Мне всегда импонировал острый глаз и хороший вкус Инны Вишневской, но я не могу согласиться с ее интерпретацией "Мистерии-Буфф", мне кажется, она без достаточных оснований приписывает главному герою - Человеку будущего - сатанинское начало. Досадно, что в двух цитатах из трех в одном абзаце допущены ошибки, но позволю себе не согласиться, что на их основании (и содержании всей пьесы) можно трактовать образ Человека будущего как сатанинский. Нигде в поэзии и драматургии Маяковского "Человек просто" (по первой редакции) не лишен его душевных и духовных характеристик. А призыв Человека будущего "взорвать все, что чтили и чтут", относится к "пророкам". Сам Человек будущего растворяется в толпе. А работяги Кузнец и Батрак обнаруживают его в себе. Это люди, призывающие всех к труду ("...нечего раздумывать тут: организуйся, товарищ, и берись за труд!" "Наляжем лопатой! Взмахнем киркой!") Это то, к чему призывает Человек будущего. Уважаемая Инна Люциановна, ну какой же он сатана?

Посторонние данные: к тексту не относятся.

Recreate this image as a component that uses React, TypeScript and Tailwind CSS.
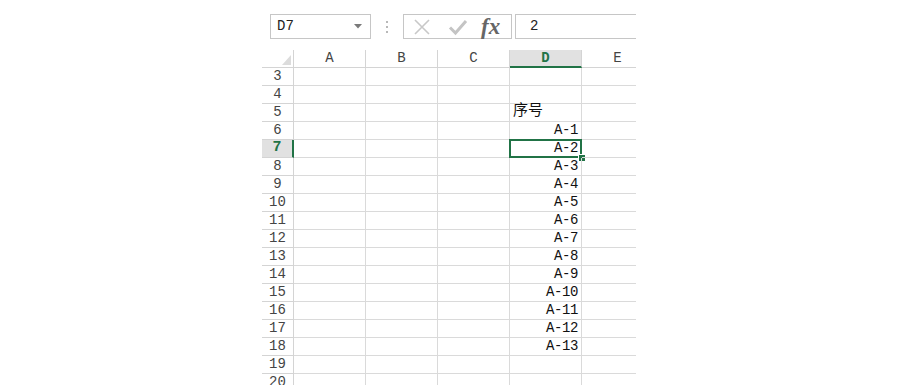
import React from "react";

const cols = ["A", "B", "C", "D", "E"];
const rows = Array.from({ length: 18 }, (_, i) => i + 3);

function cellValue(row: number, col: string) {
  if (col !== "D") return "";
  if (row === 5) return "序号";
  if (row >= 6 && row <= 18) return `A-${row - 5}`;
  return "";
}

export default function App() {
  return (
    <div
      className="w-[900px] h-[385px] bg-white overflow-hidden text-[#333]"
      style={{ fontFamily: "'Liberation Mono', 'Noto Sans CJK SC', monospace" }}
    >
      <div className="ml-[262px] w-[374px] h-full overflow-hidden flex flex-col">
        {/* ribbon edge */}
        <div className="mt-[3px] ml-px h-px bg-[#d0d0d0]" />

        {/* formula bar */}
        <div className="mt-[11px] flex items-center h-[25px]">
          <div className="ml-[8px] w-[101px] h-[25px] border border-[#c6c6c6] flex items-center justify-between pl-[6px] pr-[8px]">
            <span className="text-[14px] text-[#222]">D7</span>
            <svg width="8" height="5" viewBox="0 0 8 5">
              <path d="M0 0h8L4 4.5z" fill="#7a7a7a" />
            </svg>
          </div>
          <div className="w-[32px] flex flex-col items-center gap-[3px]">
            <span className="w-[2px] h-[2px] bg-[#b8b8b8]" />
            <span className="w-[2px] h-[2px] bg-[#b8b8b8]" />
            <span className="w-[2px] h-[2px] bg-[#b8b8b8]" />
          </div>
          <div className="w-[109px] h-[25px] border border-[#c6c6c6] flex items-center pl-[9px]">
            <svg width="18" height="18" viewBox="0 0 18 18">
              <path d="M2 2L16 16M16 2L2 16" stroke="#c8c8c8" strokeWidth="1.6" />
            </svg>
            <svg width="20" height="18" viewBox="0 0 20 18" className="ml-[17px]">
              <path d="M2 9.5L7.5 15L18 3" stroke="#c4c4c4" strokeWidth="3" fill="none" />
            </svg>
            <span
              className="ml-[13px] text-[23px] italic font-bold text-[#666] leading-none"
              style={{ fontFamily: "'Liberation Serif', serif" }}
            >
              fx
            </span>
          </div>
          <div className="ml-[3px] flex-1 h-[25px] border border-r-0 border-[#c6c6c6] flex items-center pl-[14px]">
            <span className="text-[14px] text-[#222]">2</span>
          </div>
        </div>

        {/* grid */}
        <div className="mt-[11px] grid grid-cols-[32px_72px_72px_72px_72px_72px]">
          {/* header row */}
          <div className="h-[18px] border-r border-b border-[#d4d4d4] flex items-end justify-end pr-[2px] pb-[2px]">
            <svg width="9" height="10" viewBox="0 0 9 10">
              <path d="M9 0V10H0z" fill="#dcdcdc" />
            </svg>
          </div>
          {cols.map((c) =>
            c === "D" ? (
              <div
                key={c}
                className="h-[18px] bg-[#e1e1e1] border-r border-[#d4d4d4] border-b-2 border-b-[#217346] flex items-center justify-center text-[14px] font-bold text-[#217346]"
              >
                {c}
              </div>
            ) : (
              <div
                key={c}
                className="h-[18px] border-r border-b border-[#d4d4d4] flex items-center justify-center text-[14px] text-[#444]"
              >
                {c}
              </div>
            )
          )}

          {rows.map((r) => (
            <React.Fragment key={r}>
              {r === 7 ? (
                <div className="h-[18px] bg-[#e1e1e1] border-r-2 border-r-[#217346] border-b border-[#d4d4d4] flex items-center justify-center text-[15px] font-bold text-[#217346]">
                  {r}
                </div>
              ) : (
                <div className="h-[18px] border-r border-b border-[#d4d4d4] flex items-center justify-center text-[14px] text-[#444]">
                  {r}
                </div>
              )}
              {cols.map((c) => {
                const v = cellValue(r, c);
                const active = r === 7 && c === "D";
                return (
                  <div
                    key={c}
                    className={`relative h-[18px] border-r border-b border-[#dadada] flex items-center ${
                      r === 5 ? "justify-start pl-[3px]" : "justify-end pr-[3px]"
                    } ${r === 5 ? "text-[15px]" : "text-[14px] tracking-[-0.4px]"} text-[#111]`}
                  >
                    {v}
                    {active && (
                      <>
                        <div className="absolute -left-px -top-px -right-px -bottom-px border-2 border-[#217346]" />
                        <div className="absolute -right-[4px] -bottom-[4px] w-[7px] h-[7px] bg-[#217346] border-l border-t border-white" />
                      </>
                    )}
                  </div>
                );
              })}
            </React.Fragment>
          ))}
        </div>
      </div>
    </div>
  );
}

А анархические призывы отражают стихийный революционный порыв Маяковского, с которым он встретил Октябрь. В либретто к "Мистерии-Буфф" он сам сказал, что нечистые "радуются и дивятся... первым чудесам будущего, открывшегося за горами труда", того будущего, к которому и призывал Человек просто.
Не углядев в нем сатаны, я согласен с Инной Вишневской в другом - драматургия Маяковского, как и поэзия, таит в себе возможности новых поисков и открытий.